É difícil compreender hoje, face aos anos que passaram, nos novos tempos que vivemos, como os jovens em plena e vital juventude pudessem estar dispostos a dar tudo, até a vida, por pessoas que viviam milhares de quilômetros longe, abandonando a segurança do lar, enfrentando saudades, doenças, cansaço e morte.

O que tornou possíveis tais atos de distanciamento? Aqueles jovens que hoje têm cabelos grisalhos não estiveram na Sierra Maestra ou na Playa Girón, nem viveram os dias da Crise de Outubro, da Campanha de Alfabetização.

Aqueles jovens que estiveram nessa linha no Comitê Militar da Plaza de la Revolución e em centenas de outros Comitês Militares em todo o país naqueles dias de 1983 e durante muitos desses anos, não eram fanáticos ou cordeiros doutrinados, eram meninos e meninas nascidas com a Revolução e movidas pela mais profunda convicção de que era um dever.

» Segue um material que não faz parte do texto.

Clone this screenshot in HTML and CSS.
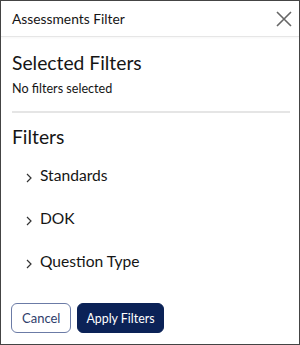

Tinham orgulho daqueles que lutaram e deram a vida em terras africanas e não queriam ficar para trás. Eles não poderiam ficar para trás. Naquele dia que eu estava lá, no meio deles, eu vi chorar, e chorei, por não ter sido admitido, por ter sido rejeitado. Não puderam selecionar todos como era lógico e nada nos consolou, nem a promessa de outras missões, nem o chamado a cumprir o dever diário na nossa terra. Queríamos conhecer a história.

* Este é um artigo de opinião. A visão do autor não necessariamente expressa a linha editorial do jornal Brasil de Fato.